Plato: Plan to Efficiently Decode for Large Language Model Inference
Shuowei Jin, Xueshen Liu, Yongji Wu, Haizhong Zheng, Qingzhao Zhang, Atul Prakash, Matthew Lentz, Danyang Zhuo, Feng Qian, Z. Morley Mao
TL;DR
Plato tackles LLM inference efficiency by combining semantic-space parallelism with an algorithm-system co-design. It uses a dependency-aware planning stage to build a DAG of sub-tasks and enables parallel decoding of independent nodes while preserving coherence, augmented by a pipelined workflow and a global KV context cache. Empirical results on Vicuna and WizardLM show Plato outperforms autoregressive baselines by up to 68% throughput and achieves 40% net quality gains, and substantially surpasses Skeleton-of-Thought in quality by 90% in net-win terms. Ablation studies confirm pipeline overlap and KV-cache reuse contribute 29% speedup and 75% reduction in prefill overhead, respectively.
Abstract
Large language models (LLMs) have achieved remarkable success in natural language tasks, but their inference incurs substantial computational and memory overhead.
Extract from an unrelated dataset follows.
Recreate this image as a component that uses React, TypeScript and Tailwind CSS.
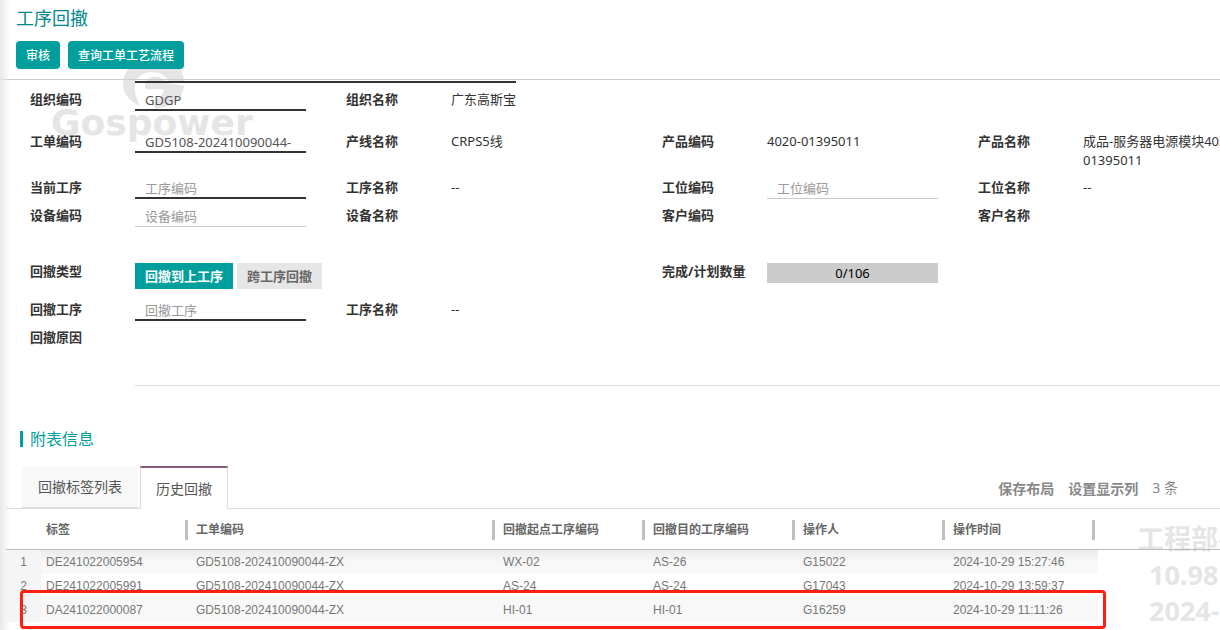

To improve efficiency, parallel decoding methods like Skeleton-of-Thought (SoT) decompose prompts into sub-problems for concurrent processing. However, these methods significantly compromise answer quality by treating semantically linked sub-problems as independent. We propose Plato, a novel approach that co-designs algorithms and systems for semantic-aware parallel decoding. Plato leverages LLMs to organize sub-problems into a dependency graph based on logical and causal relationships, enabling concurrent decoding of non-dependent nodes while preserving answer coherence and quality. To further enhance efficiency, Plato pipelines planning and node decoding stages, implements a global context cache, and carefully structures node inference prompts to maximize key-value cache reuse and minimize overhead. Our evaluations show that Plato improves throughput by 68% over autoregressive decoding while achieving a 40% net win rate in answer quality. Compared to SoT, Plato demonstrates a remarkable 90% quality net-win rate. Ablation studies reveal that our pipeline design improves speedup by 29%, while our KV cache reuse optimization reduces overhead by 75%.